§ Problem statement: Repeat every line of the data exactly, but not the pictures.

§ Source data:

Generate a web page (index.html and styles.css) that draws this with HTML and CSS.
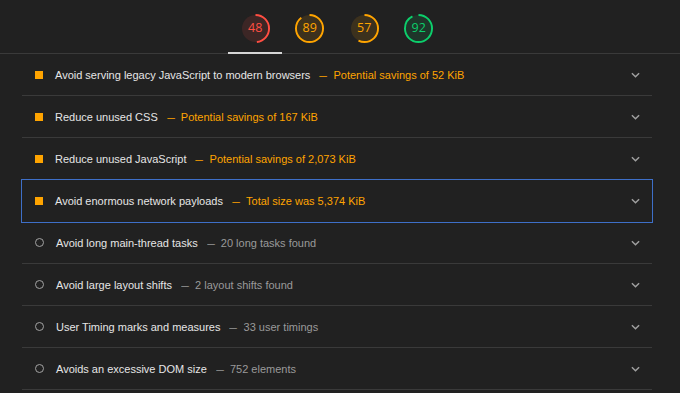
FILE: index.html
```html
<!DOCTYPE html>
<html>
<head>
<meta charset="utf-8">
<link rel="stylesheet" href="styles.css">
</head>
<body>
<div class="page">
  <header class="tabs">
    <div class="gauges">
      <div class="gauge gauge--fail active">
        <svg viewBox="0 0 120 120" class="ring"><circle class="base" cx="60" cy="60" r="56"/><circle class="arc" cx="60" cy="60" r="56" style="stroke-dasharray: 168.9 351.9"/></svg>
        <span class="num">48</span>
      </div>
      <div class="gauge gauge--avg">
        <svg viewBox="0 0 120 120" class="ring"><circle class="base" cx="60" cy="60" r="56"/><circle class="arc" cx="60" cy="60" r="56" style="stroke-dasharray: 313.2 351.9"/></svg>
        <span class="num">89</span>
      </div>
      <div class="gauge gauge--avg">
        <svg viewBox="0 0 120 120" class="ring"><circle class="base" cx="60" cy="60" r="56"/><circle class="arc" cx="60" cy="60" r="56" style="stroke-dasharray: 200.6 351.9"/></svg>
        <span class="num">57</span>
      </div>
      <div class="gauge gauge--pass">
        <svg viewBox="0 0 120 120" class="ring"><circle class="base" cx="60" cy="60" r="56"/><circle class="arc" cx="60" cy="60" r="56" style="stroke-dasharray: 323.7 351.9"/></svg>
        <span class="num">92</span>
      </div>
    </div>
  </header>

  <ul class="audits">
    <li class="audit audit--avg">
      <span class="icon"></span>
      <span class="title">Avoid serving legacy JavaScript to modern browsers</span>
      <span class="sep">–</span>
      <span class="display">Potential savings of 52 KiB</span>
      <svg class="chev" viewBox="0 0 10 6"><polyline points="1,1 5,5 9,1"/></svg>
    </li>
    <li class="audit audit--avg">
      <span class="icon"></span>
      <span class="title">Reduce unused CSS</span>
      <span class="sep">–</span>
      <span class="display">Potential savings of 167 KiB</span>
      <svg class="chev" viewBox="0 0 10 6"><polyline points="1,1 5,5 9,1"/></svg>
    </li>
    <li class="audit audit--avg">
      <span class="icon"></span>
      <span class="title">Reduce unused JavaScript</span>
      <span class="sep">–</span>
      <span class="display">Potential savings of 2,073 KiB</span>
      <svg class="chev" viewBox="0 0 10 6"><polyline points="1,1 5,5 9,1"/></svg>
    </li>
    <li class="audit audit--avg focused">
      <span class="icon"></span>
      <span class="title">Avoid enormous network payloads</span>
      <span class="sep">–</span>
      <span class="display">Total size was 5,374 KiB</span>
      <svg class="chev" viewBox="0 0 10 6"><polyline points="1,1 5,5 9,1"/></svg>
    </li>
    <li class="audit audit--info">
      <span class="icon"></span>
      <span class="title">Avoid long main-thread tasks</span>
      <span class="sep">–</span>
      <span class="display">20 long tasks found</span>
      <svg class="chev" viewBox="0 0 10 6"><polyline points="1,1 5,5 9,1"/></svg>
    </li>
    <li class="audit audit--info">
      <span class="icon"></span>
      <span class="title">Avoid large layout shifts</span>
      <span class="sep">–</span>
      <span class="display">2 layout shifts found</span>
      <svg class="chev" viewBox="0 0 10 6"><polyline points="1,1 5,5 9,1"/></svg>
    </li>
    <li class="audit audit--info">
      <span class="icon"></span>
      <span class="title">User Timing marks and measures</span>
      <span class="sep">–</span>
      <span class="display">33 user timings</span>
      <svg class="chev" viewBox="0 0 10 6"><polyline points="1,1 5,5 9,1"/></svg>
    </li>
    <li class="audit audit--info">
      <span class="icon"></span>
      <span class="title">Avoids an excessive DOM size</span>
      <span class="sep">–</span>
      <span class="display">752 elements</span>
      <svg class="chev" viewBox="0 0 10 6"><polyline points="1,1 5,5 9,1"/></svg>
    </li>
  </ul>
</div>
</body>
</html>
```

FILE: styles.css
```css
* { box-sizing: border-box; }
html, body {
  margin: 0;
  padding: 0;
  background: #212121;
  height: 100%;
  overflow: hidden;
}
body {
  font-family: "Liberation Sans", Arial, sans-serif;
  color: #e3e3e3;
}
.page {
  display: flex;
  flex-direction: column;
}
.tabs {
  height: 54px;
  border-bottom: 1px solid #3a3a3a;
  display: flex;
  justify-content: center;
}
.gauges {
  display: flex;
  gap: 0.5px;
  margin-right: 6px;
}
.gauge {
  position: relative;
  width: 54px;
  height: 53px;
  display: flex;
  align-items: center;
  justify-content: center;
}
.gauge.active::after {
  content: "";
  position: absolute;
  left: 0;
  right: 0;
  bottom: -1px;
  height: 2px;
  background: #d6d6d6;
}
.ring {
  position: absolute;
  width: 29px;
  height: 29px;
  left: 12.5px;
  top: 13.5px;
  transform: rotate(-90deg);
}
.ring circle { stroke-width: 8; }
.ring .base { stroke: none; }
.ring .arc { fill: none; stroke-linecap: butt; }
.num {
  position: relative;
  font-family: "Open Sans", "Liberation Sans", sans-serif;
  font-size: 12.5px;
  margin-top: 1px;
}
.gauge--fail .base { fill: rgba(255, 78, 66, 0.12); }
.gauge--fail .arc { stroke: #ff4e42; }
.gauge--fail .num { color: #ff4e42; }
.gauge--avg .base { fill: rgba(255, 164, 0, 0.12); }
.gauge--avg .arc { stroke: #ffa400; }
.gauge--avg .num { color: #ffa400; }
.gauge--pass .base { fill: rgba(12, 206, 107, 0.12); }
.gauge--pass .arc { stroke: #0cce6b; }
.gauge--pass .num { color: #0cce6b; }

.audits {
  list-style: none;
  margin: 0 0 0 22px;
  padding: 0;
  width: 630px;
}
.audit {
  height: 42px;
  border-bottom: 1px solid #3a3a3a;
  display: flex;
  align-items: center;
  padding: 0 12px 0 12px;
  font-size: 11px;
  position: relative;
}
.audit.focused {
  outline: 1px solid #3e6fc8;
  border-bottom-color: transparent;
}
.icon {
  width: 9px;
  height: 9px;
  margin-right: 12px;
  flex: none;
  display: flex;
  align-items: center;
  justify-content: center;
}
.audit--avg .icon::before {
  content: "";
  width: 8px;
  height: 8px;
  background: #ffa400;
}
.audit--info .icon {
  border: 1.75px solid #a3a3a3;
  border-radius: 50%;
  margin-left: 0.5px;
  margin-right: 12.5px;
}
.title { color: #e6e6e6; }
.sep {
  margin: 0 7px 0 10px;
  transform: scaleX(1.25);
}
.audit--avg .sep, .audit--avg .display { color: #ffa400; }
.audit--info .sep, .audit--info .display { color: #9a9a9a; }
.chev {
  margin-left: auto;
  width: 9px;
  height: 6px;
  fill: none;
  stroke: #a0a0a0;
  stroke-width: 1.6;
}
```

§ Completed task:
Generate a web page (index.html and styles.css) that draws this with HTML and CSS.
FILE: index.html
```html
<!DOCTYPE html>
<html>
<head>
<meta charset="utf-8">
<link rel="stylesheet" href="styles.css">
</head>
<body>
<div class="page">
  <header class="tabs">
    <div class="gauges">
      <div class="gauge gauge--fail active">
        <svg viewBox="0 0 120 120" class="ring"><circle class="base" cx="60" cy="60" r="56"/><circle class="arc" cx="60" cy="60" r="56" style="stroke-dasharray: 168.9 351.9"/></svg>
        <span class="num">48</span>
      </div>
      <div class="gauge gauge--avg">
        <svg viewBox="0 0 120 120" class="ring"><circle class="base" cx="60" cy="60" r="56"/><circle class="arc" cx="60" cy="60" r="56" style="stroke-dasharray: 313.2 351.9"/></svg>
        <span class="num">89</span>
      </div>
      <div class="gauge gauge--avg">
        <svg viewBox="0 0 120 120" class="ring"><circle class="base" cx="60" cy="60" r="56"/><circle class="arc" cx="60" cy="60" r="56" style="stroke-dasharray: 200.6 351.9"/></svg>
        <span class="num">57</span>
      </div>
      <div class="gauge gauge--pass">
        <svg viewBox="0 0 120 120" class="ring"><circle class="base" cx="60" cy="60" r="56"/><circle class="arc" cx="60" cy="60" r="56" style="stroke-dasharray: 323.7 351.9"/></svg>
        <span class="num">92</span>
      </div>
    </div>
  </header>

  <ul class="audits">
    <li class="audit audit--avg">
      <span class="icon"></span>
      <span class="title">Avoid serving legacy JavaScript to modern browsers</span>
      <span class="sep">–</span>
      <span class="display">Potential savings of 52 KiB</span>
      <svg class="chev" viewBox="0 0 10 6"><polyline points="1,1 5,5 9,1"/></svg>
    </li>
    <li class="audit audit--avg">
      <span class="icon"></span>
      <span class="title">Reduce unused CSS</span>
      <span class="sep">–</span>
      <span class="display">Potential savings of 167 KiB</span>
      <svg class="chev" viewBox="0 0 10 6"><polyline points="1,1 5,5 9,1"/></svg>
    </li>
    <li class="audit audit--avg">
      <span class="icon"></span>
      <span class="title">Reduce unused JavaScript</span>
      <span class="sep">–</span>
      <span class="display">Potential savings of 2,073 KiB</span>
      <svg class="chev" viewBox="0 0 10 6"><polyline points="1,1 5,5 9,1"/></svg>
    </li>
    <li class="audit audit--avg focused">
      <span class="icon"></span>
      <span class="title">Avoid enormous network payloads</span>
      <span class="sep">–</span>
      <span class="display">Total size was 5,374 KiB</span>
      <svg class="chev" viewBox="0 0 10 6"><polyline points="1,1 5,5 9,1"/></svg>
    </li>
    <li class="audit audit--info">
      <span class="icon"></span>
      <span class="title">Avoid long main-thread tasks</span>
      <span class="sep">–</span>
      <span class="display">20 long tasks found</span>
      <svg class="chev" viewBox="0 0 10 6"><polyline points="1,1 5,5 9,1"/></svg>
    </li>
    <li class="audit audit--info">
      <span class="icon"></span>
      <span class="title">Avoid large layout shifts</span>
      <span class="sep">–</span>
      <span class="display">2 layout shifts found</span>
      <svg class="chev" viewBox="0 0 10 6"><polyline points="1,1 5,5 9,1"/></svg>
    </li>
    <li class="audit audit--info">
      <span class="icon"></span>
      <span class="title">User Timing marks and measures</span>
      <span class="sep">–</span>
      <span class="display">33 user timings</span>
      <svg class="chev" viewBox="0 0 10 6"><polyline points="1,1 5,5 9,1"/></svg>
    </li>
    <li class="audit audit--info">
      <span class="icon"></span>
      <span class="title">Avoids an excessive DOM size</span>
      <span class="sep">–</span>
      <span class="display">752 elements</span>
      <svg class="chev" viewBox="0 0 10 6"><polyline points="1,1 5,5 9,1"/></svg>
    </li>
  </ul>
</div>
</body>
</html>
```

FILE: styles.css
```css
* { box-sizing: border-box; }
html, body {
  margin: 0;
  padding: 0;
  background: #212121;
  height: 100%;
  overflow: hidden;
}
body {
  font-family: "Liberation Sans", Arial, sans-serif;
  color: #e3e3e3;
}
.page {
  display: flex;
  flex-direction: column;
}
.tabs {
  height: 54px;
  border-bottom: 1px solid #3a3a3a;
  display: flex;
  justify-content: center;
}
.gauges {
  display: flex;
  gap: 0.5px;
  margin-right: 6px;
}
.gauge {
  position: relative;
  width: 54px;
  height: 53px;
  display: flex;
  align-items: center;
  justify-content: center;
}
.gauge.active::after {
  content: "";
  position: absolute;
  left: 0;
  right: 0;
  bottom: -1px;
  height: 2px;
  background: #d6d6d6;
}
.ring {
  position: absolute;
  width: 29px;
  height: 29px;
  left: 12.5px;
  top: 13.5px;
  transform: rotate(-90deg);
}
.ring circle { stroke-width: 8; }
.ring .base { stroke: none; }
.ring .arc { fill: none; stroke-linecap: butt; }
.num {
  position: relative;
  font-family: "Open Sans", "Liberation Sans", sans-serif;
  font-size: 12.5px;
  margin-top: 1px;
}
.gauge--fail .base { fill: rgba(255, 78, 66, 0.12); }
.gauge--fail .arc { stroke: #ff4e42; }
.gauge--fail .num { color: #ff4e42; }
.gauge--avg .base { fill: rgba(255, 164, 0, 0.12); }
.gauge--avg .arc { stroke: #ffa400; }
.gauge--avg .num { color: #ffa400; }
.gauge--pass .base { fill: rgba(12, 206, 107, 0.12); }
.gauge--pass .arc { stroke: #0cce6b; }
.gauge--pass .num { color: #0cce6b; }

.audits {
  list-style: none;
  margin: 0 0 0 22px;
  padding: 0;
  width: 630px;
}
.audit {
  height: 42px;
  border-bottom: 1px solid #3a3a3a;
  display: flex;
  align-items: center;
  padding: 0 12px 0 12px;
  font-size: 11px;
  position: relative;
}
.audit.focused {
  outline: 1px solid #3e6fc8;
  border-bottom-color: transparent;
}
.icon {
  width: 9px;
  height: 9px;
  margin-right: 12px;
  flex: none;
  display: flex;
  align-items: center;
  justify-content: center;
}
.audit--avg .icon::before {
  content: "";
  width: 8px;
  height: 8px;
  background: #ffa400;
}
.audit--info .icon {
  border: 1.75px solid #a3a3a3;
  border-radius: 50%;
  margin-left: 0.5px;
  margin-right: 12.5px;
}
.title { color: #e6e6e6; }
.sep {
  margin: 0 7px 0 10px;
  transform: scaleX(1.25);
}
.audit--avg .sep, .audit--avg .display { color: #ffa400; }
.audit--info .sep, .audit--info .display { color: #9a9a9a; }
.chev {
  margin-left: auto;
  width: 9px;
  height: 6px;
  fill: none;
  stroke: #a0a0a0;
  stroke-width: 1.6;
}
```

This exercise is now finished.